The “Acela primaries” in the Northeast made it clearer than ever that Donald Trump and Hillary Clinton will be the major-party nominees this fall, and I concur with a tweet by ProPublica’s Alec MacGillis: "A candidate who thrives on giving offense versus one who thrives on taking umbrage. This will be a looong six months."
Any hope of a substantive general-election campaign was extinguished by Mr. Trump’s primary-night comments about Ms. Clinton benefiting from a “woman’s card” and the reaction to the same. Sexism is an important topic, but it’s also a very easy one for reporters and columnists at The New York Times, Washington Post and other media centers in relatively prosperous cities. It’s depressing to think that Mr. Trump’s boorish comments about women, immigrants and various minority groups will drive political coverage over the next six months rather than the big questions of what to do about the half of America that is falling farther and farther behind economically. If the only message to come out of the election is that the United States is ready for a woman president, that will certainly be progress, but it won’t be much of a guide for what the next president and Congress should do in office.
One of the key moments in Ms. Clinton’s campaign for the Democratic nomination came after rival Senator Bernie Sanders dismissed her endorsements by major gay-rights and abortion-rights groups that he called “part of the establishment.” (There are no significant differences in Ms. Clinton’s and Mr. Sanders’s views on issues of concern to those groups.) At a February debate, Ms. Clinton responded, “Honestly, Senator Sanders is the only person who I think would characterize me, a woman running to be the first woman president, as exemplifying the establishment.”
Ms. Clinton has been running as a surrogate for all the women who are ignored in classrooms, excluded from boardrooms and bypassed when civic leaders recruit candidates for political office, and they certainly need a powerful voice on their side. But the wife of a former president, who has had $256 million in campaign funds raised on her behalf and who accumulated endorsements from elected officials faster than any Democrat in over 30 years, is certainly part of the establishment. And groups like Planned Parenthood and the Human Rights Campaign, whatever their merits, are certainly part of the Democratic Party’s establishment, and they receive disproportionate support from the most educated and wealthiest parts of America.

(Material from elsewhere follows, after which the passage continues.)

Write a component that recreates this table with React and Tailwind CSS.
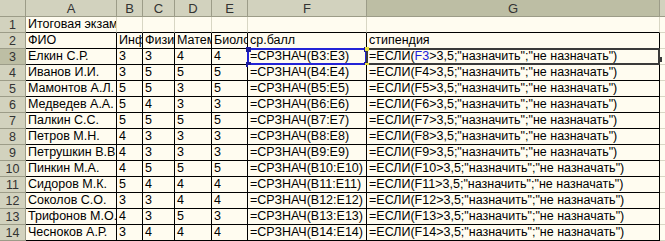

One challenge for Ms. Clinton if she faces Mr. Trump, an alarmingly ill-informed candidate who nevertheless taps into legitimate anger at not-so-benign neglect of the working class, is to get past that moment in the debate. That is, Americans without college degrees who are unemployed or trying to get by with low-wage jobs won’t be receptive to the message “Yes, I know you’re hurting. But don’t worry. I will protect abortion rights.”
The long primary battle between Ms. Clinton and Mr. Sanders has been wearying in part because the represent two different motivations for voting. Ms. Clinton is the résumé candidate, appealing to voters who treat elections like job interviews. Her supporters feel she is the most qualified person from either party running for president this year, that she’s paid her dues for the job. (Thus, the furor when Mr. Sanders called her “unqualified” to be president because, among other reasons, she voted to authorize “the disastrous war in Iraq.” It was “troubling,” wrote three political scientists in the Washington Post, to use the word “unqualified” against a female candidate.) Mr. Sanders is the message candidate, appealing to voters who want to signal dissatisfaction with the current priorities of the governing class. Few elections feature two candidates who are so far apart on the résumé/message continuum—the most comparable may be the 1988 Democratic race between Michael Dukakis and Jesse Jackson—and that’s partly why the supporters of Ms. Clinton and Mr. Sanders seem to be talking past each other.
In a post titled “Here’s Why I Never Warmed Up to Bernie Sanders,” Mother Jones’s Kevin Drum makes a succinct case for the Clinton side of the argument, writing that the Sanders call for a “revolution” is unrealistic and likely to increase cynicism about politics when it fails. “If you want to make a difference in this country,” he argues, “you need to be prepared for a very long, very frustrating slog. You have to buy off interest groups, compromise your ideals, and settle for half loaves—all the things that Bernie disdains.” I think this is something of a caricature of Mr. Sanders. Unlike, say, Ralph Nader, Mr. Sanders has been a government executive (mayor of Burlington, Vermont) and has settled for some half loaves during his time in Congress—for example, voting for the 1994 crime bill that is now seen as going too far in promoting mass incarceration. I think that Mr. Sanders and his supporters would consider a “revolution” in thought to be a significant achievement, and are not about to drop out of the political process if Wall Street isn’t pulled down this year.
Ms. Clinton would enter a general election with many advantages over Mr. Trump, including her more extensive experience, her diplomatic temperament and, yes, his unpopularity outside his core constituency of non-college-educated white men. She might be able to win handily if gender issues and identity politics dominate campaign coverage—if Mr. Trump keeps making outrageous statements and Ms. Clinton keeps rolling her eyes at them. But I do hope there’s time to talk about places like Flint, Mich., and how both parties intend to bring them back to economic security. People can’t pay their bills with the fact that a woman has been elected president.